Maybe your mouth doesn't water when you think about eating kelp, but maybe you just haven't been introduced in the right way. Kombu is the seaweed umami staple you should have in your pantry because it is very versatile and adds a unique depth of flavor.

Kombu is harvested in northern Japan, where it is processed and dried out before it hits the shelves in the supermarket. Kombu is high in glutamate, an amino acid responsible for the meaty, umami taste that kombu imparts to a broth when it is added.


Citrus fruits add an acidic bite and a strong aroma to dishes and are useful for balancing out other flavors. Yuzu, a citrus that's common in Japan, is often used for just that purpose.

Yuzu fruit is important in Japanese cuisine and is used in desserts like cakes, ice creams, and custards because its tartness contrasts nicely with sugar. Yuzu can also be added to the broth hot pot with vegetables and tofu for a unique twist on a savory main course. It's even used in the water in some public baths in Japan because of its health benefits.


There are so many types of sea vegetables that are edible, but we don't eat most of them. In Japan, sea vegetables have been part of the national cuisine for centuries, and hijiki, a brown seaweed that grows on rocky coastlines, is a favorite in the country.

Hijiki is typically sold dried and can be rehydrated and ready to cook by placing it in a bowl of cold water for thirty minutes. It has an earthy taste and is often mixed with other vegetables, seasoned, and eaten as a salad.

Japanese Worcestershire

If you're a fan of meat, you've probably heard of Worcestershire sauce. You may not know, however, that this salty, smoky, vinegary sauce has a Japanese cousin. Like its British cousin, Japanese Worcestershire sauce is all about that umami flavor, but it is a bit sweeter and less acidic.

Japanese Worcestershire is made of a combination of fruits, vegetables, and spices. It's a key ingredient used in several condiments that are common in Japanese cuisine like tonkatsu sauce, which is used for pork cutlet and okonomiyaki, a savory pancake with cabbage, meat, and seafood.

Nori furikake

Furikake seasoning has been around for over a thousand years, so you know it's at least got staying power.
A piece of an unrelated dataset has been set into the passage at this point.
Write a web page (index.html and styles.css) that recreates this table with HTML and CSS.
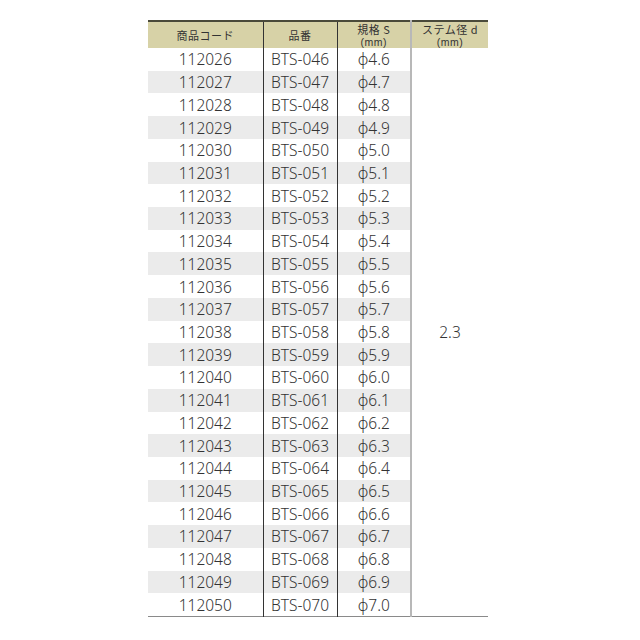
FILE: index.html
```html
<!DOCTYPE html>
<html lang="ja">
<head>
<meta charset="utf-8">
<link rel="stylesheet" href="styles.css">
</head>
<body>
<div class="page">
<table class="spec">
<colgroup><col class="c1"><col class="c2"><col class="c3"><col class="c4"></colgroup>
<thead>
<tr><th>商品コード</th><th>品番</th><th><span class="hl">規格 S</span><span class="hl unit">(mm)</span></th><th><span class="hl">ステム径 d</span><span class="hl unit">(mm)</span></th></tr>
</thead>
<tbody>
<tr><td>112026</td><td>BTS-046</td><td>ϕ4.6</td><td class="stem" rowspan="25">2.3</td></tr>
<tr class="alt"><td>112027</td><td>BTS-047</td><td>ϕ4.7</td></tr>
<tr><td>112028</td><td>BTS-048</td><td>ϕ4.8</td></tr>
<tr class="alt"><td>112029</td><td>BTS-049</td><td>ϕ4.9</td></tr>
<tr><td>112030</td><td>BTS-050</td><td>ϕ5.0</td></tr>
<tr class="alt"><td>112031</td><td>BTS-051</td><td>ϕ5.1</td></tr>
<tr><td>112032</td><td>BTS-052</td><td>ϕ5.2</td></tr>
<tr class="alt"><td>112033</td><td>BTS-053</td><td>ϕ5.3</td></tr>
<tr><td>112034</td><td>BTS-054</td><td>ϕ5.4</td></tr>
<tr class="alt"><td>112035</td><td>BTS-055</td><td>ϕ5.5</td></tr>
<tr><td>112036</td><td>BTS-056</td><td>ϕ5.6</td></tr>
<tr class="alt"><td>112037</td><td>BTS-057</td><td>ϕ5.7</td></tr>
<tr><td>112038</td><td>BTS-058</td><td>ϕ5.8</td></tr>
<tr class="alt"><td>112039</td><td>BTS-059</td><td>ϕ5.9</td></tr>
<tr><td>112040</td><td>BTS-060</td><td>ϕ6.0</td></tr>
<tr class="alt"><td>112041</td><td>BTS-061</td><td>ϕ6.1</td></tr>
<tr><td>112042</td><td>BTS-062</td><td>ϕ6.2</td></tr>
<tr class="alt"><td>112043</td><td>BTS-063</td><td>ϕ6.3</td></tr>
<tr><td>112044</td><td>BTS-064</td><td>ϕ6.4</td></tr>
<tr class="alt"><td>112045</td><td>BTS-065</td><td>ϕ6.5</td></tr>
<tr><td>112046</td><td>BTS-066</td><td>ϕ6.6</td></tr>
<tr class="alt"><td>112047</td><td>BTS-067</td><td>ϕ6.7</td></tr>
<tr><td>112048</td><td>BTS-068</td><td>ϕ6.8</td></tr>
<tr class="alt"><td>112049</td><td>BTS-069</td><td>ϕ6.9</td></tr>
<tr><td>112050</td><td>BTS-070</td><td>ϕ7.0</td></tr>
</tbody>
</table>
</div>
</body>
</html>
```

FILE: styles.css
```css
html, body {
  margin: 0;
  padding: 0;
  background: #ffffff;
}
.page {
  padding: 20px 0 0 148px;
}
.spec {
  border-collapse: collapse;
  table-layout: fixed;
  width: 340px;
  font-family: "Noto Sans", "Open Sans", "Noto Sans CJK JP", sans-serif;
  color: #333333;
  border-top: 2px solid #4a4a3a;
  border-bottom: 1px solid #8a8a8a;
}
.c1 { width: 115px; }
.c2 { width: 74px; }
.c3 { width: 74px; }
.c4 { width: 77px; }
.spec th {
  background: #d7d2a7;
  height: 26px;
  padding: 0;
  font-size: 11px;
  line-height: 13px;
  font-weight: 400;
  letter-spacing: 0.5px;
  color: #333;
  vertical-align: middle;
  font-family: "Noto Sans CJK JP", sans-serif;
}
.spec th .hl {
  display: block;
  line-height: 13px;
}
.spec th .unit {
  font-size: 10.5px;
  line-height: 12px;
  font-family: "Liberation Sans", sans-serif;
}
.spec td {
  height: 22.72px;
  padding: 0;
  text-align: center;
  font-size: 15.5px;
  line-height: 18px;
  font-weight: 300;
}
.spec tr.alt td {
  background: #ebebeb;
}
.spec th:nth-child(1), .spec td:nth-child(1) {
  border-right: 1px solid #333;
}
.spec th:nth-child(2), .spec td:nth-child(2) {
  border-right: 1px solid #333;
}
.spec th:nth-child(3), .spec td:nth-child(3) {
  border-right: 2px solid #b8b8b8;
}
.spec td.stem {
  background: #fff;
  vertical-align: middle;
}
```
The combination of dried fish flakes, nori seaweed, and sesame seeds can also sometimes come in variations that include yuzu peel, shiitake mushroom powder, or wasabi.

In Japanese cuisine, it is typically used on onigiri (rice balls), fish, and rice, but you can use furikake on just about anything. It's great as a seasoning on ramen, eggs or miso soup, and it will also elevate your roasted vegetables to new heights with its powerful umami flavor.


Japanese cuisine is much more than just savory dishes like sushi, noodles, and tempura. Japan also has a rich and decadent dessert culture, and kinako, a roasted soybean flour, is one unique ingredient that sets Japanese desserts apart from the rest.

Kinako is a fine powder with a nutty flavor that's a bit sweet and reminiscent of roasted peanuts. It's often sprinkled on top of mochi, a chewy dessert made of glutinous rice flour, along with some sugar to sweeten it up a bit, but you can also use kinako on yogurt or ice cream for a little nutty flair.

Curry cubes

Making curry can seem like an intimidating task. But if you're making Japanese curry, you're in luck: There's a shortcut. Japanese curry cubes, which are made of curry roux that is set in little squares, are packed with all of the concentrated flavor that makes Japanese curry delicious.

These little miracles have been around since the 1950s and have saved cooks in Japan and around the world countless hours of kitchen labor. You can buy them at most Asian specialty grocery stores, and they're super easy to use. Cook them with meat and vegetables and serve over rice.